Publie le mardi 16 novembre 2004 par Open-Publishing

de Philippe Bernard

Les avocats de Cesare Battisti peuvent se réjouir ; les juges français qui ont autorisé l’extradition vers l’Italie de l’ancien militant d’extrême gauche, peuvent craindre la censure. En condamnant l’Italie pour le "dysfonctionnement" de sa procédure de contumace par un arrêt publié mercredi 10 novembre, la Cour européenne des droits de l’homme (CEDH) conforte la position de ceux qui espèrent que la bataille juridique autour du cas Battisti ne s’est pas achevée le 13 octobre.

Ce jour-là, la Cour de cassation a rejeté le pourvoi, formé contre l’avis de la cour d’appel de Paris favorable à son extradition, par l’ancien activiste aujourd’hui en fuite, condamné à perpétuité en Italie pour quatre homicides aggravés et tentatives d’homicides commis dans son pays pendant les "années de plomb".

La décision de la CEDH n’a rien à voir avec cette page de l’histoire italienne : elle concerne Ismet Sejdovic, un ressortissant de l’ex-Yougoslavie soupçonné d’un meurtre en Italie et condamné en 1996 par la cour d’assises de Rome à 21 ans et 8 mois de prison alors que, introuvable, il avait été déclaré "en fuite" par les autorités.

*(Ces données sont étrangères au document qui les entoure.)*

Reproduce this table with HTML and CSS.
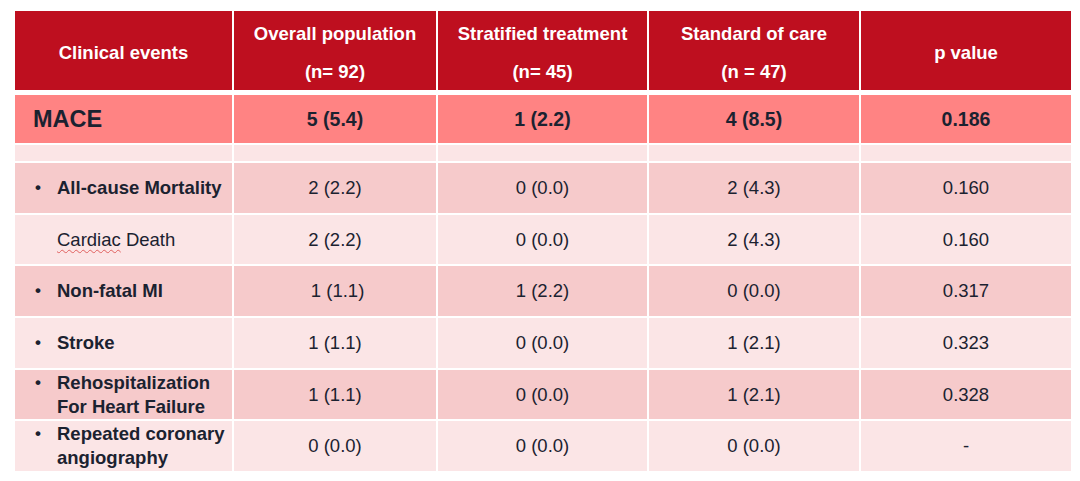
FILE: index.html
```html
<!DOCTYPE html>
<html lang="en">
<head>
<meta charset="utf-8">
<title>Clinical events</title>
<link rel="stylesheet" href="styles.css">
</head>
<body>
<div class="table">
  <div class="cell head">Clinical events</div>
  <div class="cell head">Overall population<br>(n= 92)</div>
  <div class="cell head">Stratified treatment<br>(n= 45)</div>
  <div class="cell head">Standard of care<br>(n = 47)</div>
  <div class="cell head">p value</div>

  <div class="cell mace label-mace">MACE</div>
  <div class="cell mace num bold">5 (5.4)</div>
  <div class="cell mace num bold">1 (2.2)</div>
  <div class="cell mace num bold">4 (8.5)</div>
  <div class="cell mace num bold">0.186</div>

  <div class="cell light"></div>
  <div class="cell light"></div>
  <div class="cell light"></div>
  <div class="cell light"></div>
  <div class="cell light"></div>

  <div class="cell dark label"><span class="bullet">•</span><span class="lbl bold">All-cause Mortality</span></div>
  <div class="cell dark num">2 (2.2)</div>
  <div class="cell dark num">0 (0.0)</div>
  <div class="cell dark num">2 (4.3)</div>
  <div class="cell dark num">0.160</div>

  <div class="cell light label"><span class="bullet"></span><span class="lbl"><span class="spell">Cardiac</span> Death</span></div>
  <div class="cell light num">2 (2.2)</div>
  <div class="cell light num">0 (0.0)</div>
  <div class="cell light num">2 (4.3)</div>
  <div class="cell light num">0.160</div>

  <div class="cell dark label"><span class="bullet">•</span><span class="lbl bold">Non-fatal MI</span></div>
  <div class="cell dark num">&nbsp;1 (1.1)</div>
  <div class="cell dark num">1 (2.2)</div>
  <div class="cell dark num">0 (0.0)</div>
  <div class="cell dark num">0.317</div>

  <div class="cell light label"><span class="bullet">•</span><span class="lbl bold">Stroke</span></div>
  <div class="cell light num">1 (1.1)</div>
  <div class="cell light num">0 (0.0)</div>
  <div class="cell light num">1 (2.1)</div>
  <div class="cell light num">0.323</div>

  <div class="cell dark label"><span class="bullet top">•</span><span class="lbl bold">Rehospitalization<br>For Heart Failure</span></div>
  <div class="cell dark num">1 (1.1)</div>
  <div class="cell dark num">0 (0.0)</div>
  <div class="cell dark num">1 (2.1)</div>
  <div class="cell dark num">0.328</div>

  <div class="cell light label"><span class="bullet top">•</span><span class="lbl bold">Repeated coronary<br>angiography</span></div>
  <div class="cell light num">0 (0.0)</div>
  <div class="cell light num">0 (0.0)</div>
  <div class="cell light num">0 (0.0)</div>
  <div class="cell light num">-</div>
</div>
</body>
</html>
```

FILE: styles.css
```css
html, body {
  margin: 0;
  padding: 0;
  background: #ffffff;
}

body {
  font-family: "Liberation Sans", Arial, sans-serif;
  color: #1b2230;
}

.table {
  margin: 11px 0 0 15px;
  width: 1056px;
  display: grid;
  grid-template-columns: 217px 202px 209px 210px 210px;
  grid-template-rows: 82px 48px 16px repeat(6, 49.7px);
  column-gap: 2px;
  row-gap: 2px;
}

.cell {
  display: flex;
  align-items: center;
  justify-content: center;
  font-size: 18.5px;
  white-space: nowrap;
}

.head {
  background: #be0f1f;
  color: #ffffff;
  font-weight: bold;
  text-align: center;
  line-height: 37.5px;
  padding-top: 4px;
  box-sizing: border-box;
  margin-bottom: 3px;
}

.mace {
  background: #ff8383;
}

.dark {
  background: #f6cacb;
}

.light {
  background: #fbe5e6;
}

.bold {
  font-weight: bold;
}

.num {
  text-align: center;
  font-size: 18.5px;
}

.num.bold {
  font-size: 19.5px;
}

.label-mace {
  justify-content: flex-start;
  padding-left: 18px;
  font-size: 23.5px;
  font-weight: bold;
}

.label {
  justify-content: flex-start;
  padding-left: 20px;
}

.bullet {
  width: 22px;
  flex: none;
  font-size: 17px;
  font-weight: bold;
}

.bullet.top {
  align-self: flex-start;
  margin-top: 3px;
}

.lbl {
  line-height: 24px;
}

.lbl.bold {
  font-size: 18.5px;
}

.spell {
  text-decoration: underline wavy #e0605f;
  text-decoration-thickness: 1px;
  text-underline-offset: 3px;
}
```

L’homme ainsi condamné par contumace fut arrêté trois ans plus tard à Hambourg. Son extradition, demandée par la justice italienne, fut rejetée par les autorités allemandes au motif que "le droit italien ne -lui- garantissait pas, à un degré suffisant de certitude, la possibilité d’obtenir la réouverture de son procès". Remis en liberté, M. Sejdovic déposa, comme l’envisagent les avocats de Cesare Battisti, un recours devant la CEDH, se plaignant d’avoir été condamné par défaut sans avoir pu présenter ses moyens de défense devant les tribunaux italiens.

"DÉFAILLANCE" ITALIENNE

Cette juridiction vient de lui donner raison en constatant la violation d’un principe protégé par la Convention européenne des droits de l’homme, dont la Cour est la gardienne : le "droit à un procès équitable". Les juges de Strasbourg ont en effet estimé qu’une "défaillance" de la législation italienne sur le procès par contumace peut aboutir à priver du droit à un nouveau procès un condamné non informé " de manière effective"des poursuites dirigées contre lui. En l’espèce, la justice italienne avait estimé que, introuvable, Ismet Sejdovic avait renoncé à son droit à comparaître. Or la loi transalpine ne permet pas de rejuger un condamné par contumace après qu’il a été retrouvé, sauf, exceptionnellement, s’il apporte la preuve qu’il n’a pas été informé des étapes de son procès. Ultimes encouragements pour les avocats de M. Battisti, la CEDH précise que ces pratiques italiennes "peuvent donner lieu à l’avenir à de nombreuses requêtes bien fondées" et enjoint Rome de "supprimer tout obstacle" à un nouveau procès.

Ce n’est pas la première fois que l’Italie comme la France sont condamnées par la CEDH pour des affaires de contumace. La loi Perben du 9 mars 2004 a d’ailleurs adapté la loi française aux exigences européennes en la matière. La législation italienne, elle, n’a été que partiellement réformée (Le Mondedu 10 juillet) concernant les conditions dans lesquelles un accusé est supposé avoir renoncé à un nouveau procès. Or la CEDH exige un "contrôle scrupuleux" du caractère "non équivoque" de cette renonciation. Dans le cas de Cesare Battisti, les magistrats français avaient autorisé l’extradition en considérant comme "établi" que l’ex-militant italien avait " délibérément renoncé à comparaître".

L’arrêt Sejdovic intervient alors que le sort juridique de Cesare Battisti est entre les mains du Conseil d’Etat, qui doit juger d’un ultime recours en France contre le décret d’extradition signé par Jean-Pierre Raffarin. La décision rendue mercredi à Strasbourg pourrait aboutir à une modification de la législation italienne. Mais elle est susceptible d’un appel du gouvernement italien dans les trois mois.